[Objective]
Transcribe every entry below word for word, but skip the pictures.

### The input ###

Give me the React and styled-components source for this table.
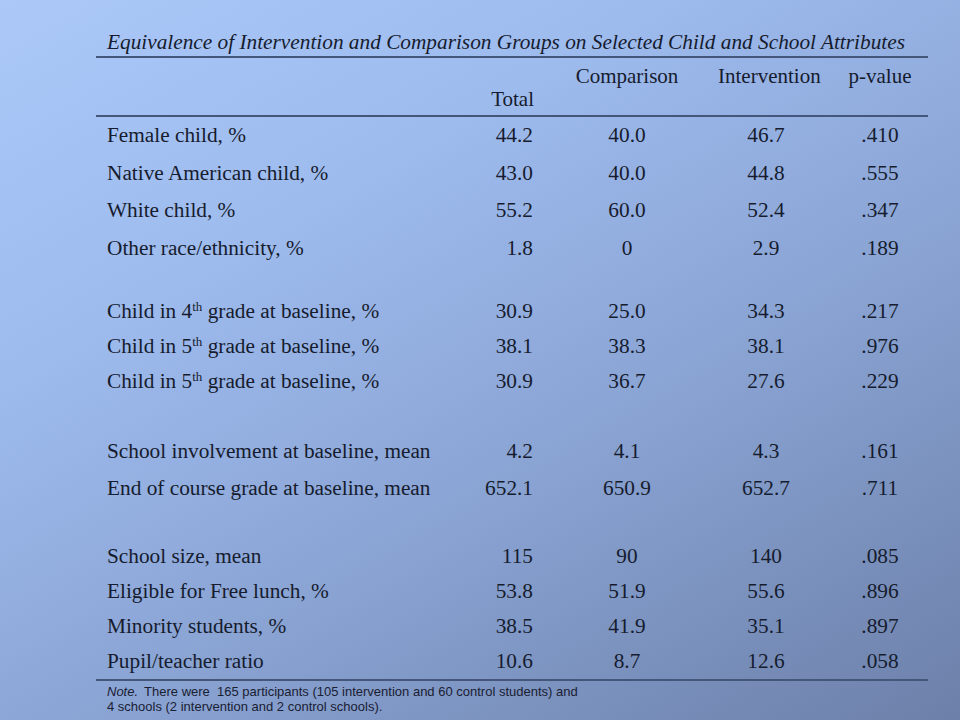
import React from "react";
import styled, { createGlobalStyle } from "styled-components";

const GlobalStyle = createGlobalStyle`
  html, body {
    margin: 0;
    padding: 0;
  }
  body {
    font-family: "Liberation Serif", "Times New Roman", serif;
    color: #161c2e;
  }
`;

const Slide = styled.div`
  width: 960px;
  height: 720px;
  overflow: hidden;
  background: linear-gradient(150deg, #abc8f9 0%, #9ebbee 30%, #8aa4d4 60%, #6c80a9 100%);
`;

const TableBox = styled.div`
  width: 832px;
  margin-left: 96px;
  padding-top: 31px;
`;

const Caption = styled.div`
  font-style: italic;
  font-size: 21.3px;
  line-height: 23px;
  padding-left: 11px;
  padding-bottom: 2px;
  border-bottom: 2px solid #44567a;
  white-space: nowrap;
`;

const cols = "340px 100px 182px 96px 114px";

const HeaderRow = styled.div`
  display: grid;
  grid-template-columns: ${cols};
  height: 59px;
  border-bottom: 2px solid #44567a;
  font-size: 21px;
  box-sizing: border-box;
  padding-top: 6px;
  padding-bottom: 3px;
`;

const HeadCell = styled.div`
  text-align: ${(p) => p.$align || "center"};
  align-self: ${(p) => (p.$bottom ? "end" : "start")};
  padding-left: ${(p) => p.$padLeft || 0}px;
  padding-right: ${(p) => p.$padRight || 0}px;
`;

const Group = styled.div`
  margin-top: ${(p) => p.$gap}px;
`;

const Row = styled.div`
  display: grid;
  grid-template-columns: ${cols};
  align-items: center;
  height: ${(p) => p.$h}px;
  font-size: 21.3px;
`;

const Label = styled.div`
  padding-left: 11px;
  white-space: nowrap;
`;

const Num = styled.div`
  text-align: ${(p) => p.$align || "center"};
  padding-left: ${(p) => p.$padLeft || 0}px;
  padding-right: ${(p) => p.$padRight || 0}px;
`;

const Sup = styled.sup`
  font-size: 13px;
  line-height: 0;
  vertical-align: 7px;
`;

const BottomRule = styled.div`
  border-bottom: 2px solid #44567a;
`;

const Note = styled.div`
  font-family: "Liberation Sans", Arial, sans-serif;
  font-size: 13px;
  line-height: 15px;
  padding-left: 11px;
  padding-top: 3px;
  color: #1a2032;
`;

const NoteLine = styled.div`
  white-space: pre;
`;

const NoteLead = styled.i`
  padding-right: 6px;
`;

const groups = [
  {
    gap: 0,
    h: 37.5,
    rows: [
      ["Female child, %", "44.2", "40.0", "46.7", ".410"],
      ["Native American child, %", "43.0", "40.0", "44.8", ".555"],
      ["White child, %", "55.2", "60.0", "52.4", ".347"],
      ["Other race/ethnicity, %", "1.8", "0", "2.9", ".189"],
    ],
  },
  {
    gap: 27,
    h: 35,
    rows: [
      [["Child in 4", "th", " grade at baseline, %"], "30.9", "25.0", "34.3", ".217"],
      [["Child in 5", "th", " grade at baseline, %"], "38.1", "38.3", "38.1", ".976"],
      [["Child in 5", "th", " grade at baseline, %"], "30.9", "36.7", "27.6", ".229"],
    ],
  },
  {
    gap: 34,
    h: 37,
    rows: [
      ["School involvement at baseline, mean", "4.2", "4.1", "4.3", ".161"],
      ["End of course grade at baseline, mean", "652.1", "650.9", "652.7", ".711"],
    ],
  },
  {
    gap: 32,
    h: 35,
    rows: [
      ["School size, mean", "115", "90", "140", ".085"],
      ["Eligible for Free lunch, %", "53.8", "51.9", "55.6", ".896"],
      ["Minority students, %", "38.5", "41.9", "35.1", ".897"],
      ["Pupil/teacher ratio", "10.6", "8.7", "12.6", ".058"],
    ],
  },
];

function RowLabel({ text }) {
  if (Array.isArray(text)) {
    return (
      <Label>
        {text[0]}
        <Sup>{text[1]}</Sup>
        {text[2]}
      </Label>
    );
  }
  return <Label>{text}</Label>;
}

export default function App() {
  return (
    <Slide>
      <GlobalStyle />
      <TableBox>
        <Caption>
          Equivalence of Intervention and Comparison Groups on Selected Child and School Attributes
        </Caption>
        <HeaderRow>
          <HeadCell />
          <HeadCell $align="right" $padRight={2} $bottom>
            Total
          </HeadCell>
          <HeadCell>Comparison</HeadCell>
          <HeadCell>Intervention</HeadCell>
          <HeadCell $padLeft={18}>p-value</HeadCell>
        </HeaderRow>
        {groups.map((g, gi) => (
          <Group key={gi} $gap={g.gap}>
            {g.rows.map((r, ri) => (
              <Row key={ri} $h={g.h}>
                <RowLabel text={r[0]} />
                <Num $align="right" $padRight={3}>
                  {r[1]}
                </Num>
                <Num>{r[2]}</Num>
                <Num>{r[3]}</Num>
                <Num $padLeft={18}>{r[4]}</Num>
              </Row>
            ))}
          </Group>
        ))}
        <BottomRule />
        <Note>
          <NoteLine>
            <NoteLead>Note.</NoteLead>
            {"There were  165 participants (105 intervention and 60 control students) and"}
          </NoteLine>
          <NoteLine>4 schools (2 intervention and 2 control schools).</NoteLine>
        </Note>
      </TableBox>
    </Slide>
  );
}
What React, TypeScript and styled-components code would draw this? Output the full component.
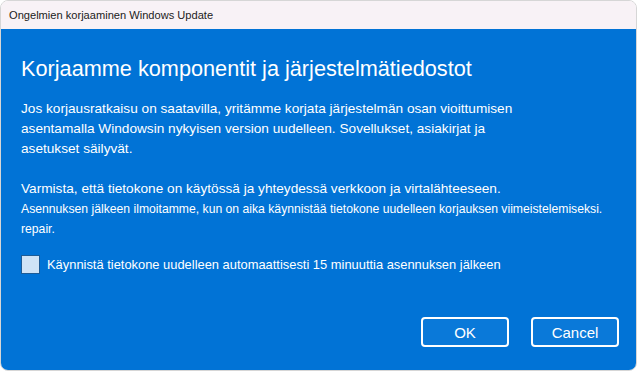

###

[Solution]
Give me the React and styled-components source for this table.
import React from "react";
import styled, { createGlobalStyle } from "styled-components";

const GlobalStyle = createGlobalStyle`
  html, body {
    margin: 0;
    padding: 0;
  }
  body {
    font-family: "Liberation Serif", "Times New Roman", serif;
    color: #161c2e;
  }
`;

const Slide = styled.div`
  width: 960px;
  height: 720px;
  overflow: hidden;
  background: linear-gradient(150deg, #abc8f9 0%, #9ebbee 30%, #8aa4d4 60%, #6c80a9 100%);
`;

const TableBox = styled.div`
  width: 832px;
  margin-left: 96px;
  padding-top: 31px;
`;

const Caption = styled.div`
  font-style: italic;
  font-size: 21.3px;
  line-height: 23px;
  padding-left: 11px;
  padding-bottom: 2px;
  border-bottom: 2px solid #44567a;
  white-space: nowrap;
`;

const cols = "340px 100px 182px 96px 114px";

const HeaderRow = styled.div`
  display: grid;
  grid-template-columns: ${cols};
  height: 59px;
  border-bottom: 2px solid #44567a;
  font-size: 21px;
  box-sizing: border-box;
  padding-top: 6px;
  padding-bottom: 3px;
`;

const HeadCell = styled.div`
  text-align: ${(p) => p.$align || "center"};
  align-self: ${(p) => (p.$bottom ? "end" : "start")};
  padding-left: ${(p) => p.$padLeft || 0}px;
  padding-right: ${(p) => p.$padRight || 0}px;
`;

const Group = styled.div`
  margin-top: ${(p) => p.$gap}px;
`;

const Row = styled.div`
  display: grid;
  grid-template-columns: ${cols};
  align-items: center;
  height: ${(p) => p.$h}px;
  font-size: 21.3px;
`;

const Label = styled.div`
  padding-left: 11px;
  white-space: nowrap;
`;

const Num = styled.div`
  text-align: ${(p) => p.$align || "center"};
  padding-left: ${(p) => p.$padLeft || 0}px;
  padding-right: ${(p) => p.$padRight || 0}px;
`;

const Sup = styled.sup`
  font-size: 13px;
  line-height: 0;
  vertical-align: 7px;
`;

const BottomRule = styled.div`
  border-bottom: 2px solid #44567a;
`;

const Note = styled.div`
  font-family: "Liberation Sans", Arial, sans-serif;
  font-size: 13px;
  line-height: 15px;
  padding-left: 11px;
  padding-top: 3px;
  color: #1a2032;
`;

const NoteLine = styled.div`
  white-space: pre;
`;

const NoteLead = styled.i`
  padding-right: 6px;
`;

const groups = [
  {
    gap: 0,
    h: 37.5,
    rows: [
      ["Female child, %", "44.2", "40.0", "46.7", ".410"],
      ["Native American child, %", "43.0", "40.0", "44.8", ".555"],
      ["White child, %", "55.2", "60.0", "52.4", ".347"],
      ["Other race/ethnicity, %", "1.8", "0", "2.9", ".189"],
    ],
  },
  {
    gap: 27,
    h: 35,
    rows: [
      [["Child in 4", "th", " grade at baseline, %"], "30.9", "25.0", "34.3", ".217"],
      [["Child in 5", "th", " grade at baseline, %"], "38.1", "38.3", "38.1", ".976"],
      [["Child in 5", "th", " grade at baseline, %"], "30.9", "36.7", "27.6", ".229"],
    ],
  },
  {
    gap: 34,
    h: 37,
    rows: [
      ["School involvement at baseline, mean", "4.2", "4.1", "4.3", ".161"],
      ["End of course grade at baseline, mean", "652.1", "650.9", "652.7", ".711"],
    ],
  },
  {
    gap: 32,
    h: 35,
    rows: [
      ["School size, mean", "115", "90", "140", ".085"],
      ["Eligible for Free lunch, %", "53.8", "51.9", "55.6", ".896"],
      ["Minority students, %", "38.5", "41.9", "35.1", ".897"],
      ["Pupil/teacher ratio", "10.6", "8.7", "12.6", ".058"],
    ],
  },
];

function RowLabel({ text }) {
  if (Array.isArray(text)) {
    return (
      <Label>
        {text[0]}
        <Sup>{text[1]}</Sup>
        {text[2]}
      </Label>
    );
  }
  return <Label>{text}</Label>;
}

export default function App() {
  return (
    <Slide>
      <GlobalStyle />
      <TableBox>
        <Caption>
          Equivalence of Intervention and Comparison Groups on Selected Child and School Attributes
        </Caption>
        <HeaderRow>
          <HeadCell />
          <HeadCell $align="right" $padRight={2} $bottom>
            Total
          </HeadCell>
          <HeadCell>Comparison</HeadCell>
          <HeadCell>Intervention</HeadCell>
          <HeadCell $padLeft={18}>p-value</HeadCell>
        </HeaderRow>
        {groups.map((g, gi) => (
          <Group key={gi} $gap={g.gap}>
            {g.rows.map((r, ri) => (
              <Row key={ri} $h={g.h}>
                <RowLabel text={r[0]} />
                <Num $align="right" $padRight={3}>
                  {r[1]}
                </Num>
                <Num>{r[2]}</Num>
                <Num>{r[3]}</Num>
                <Num $padLeft={18}>{r[4]}</Num>
              </Row>
            ))}
          </Group>
        ))}
        <BottomRule />
        <Note>
          <NoteLine>
            <NoteLead>Note.</NoteLead>
            {"There were  165 participants (105 intervention and 60 control students) and"}
          </NoteLine>
          <NoteLine>4 schools (2 intervention and 2 control schools).</NoteLine>
        </Note>
      </TableBox>
    </Slide>
  );
}
What React, TypeScript and styled-components code would draw this? Output the full component.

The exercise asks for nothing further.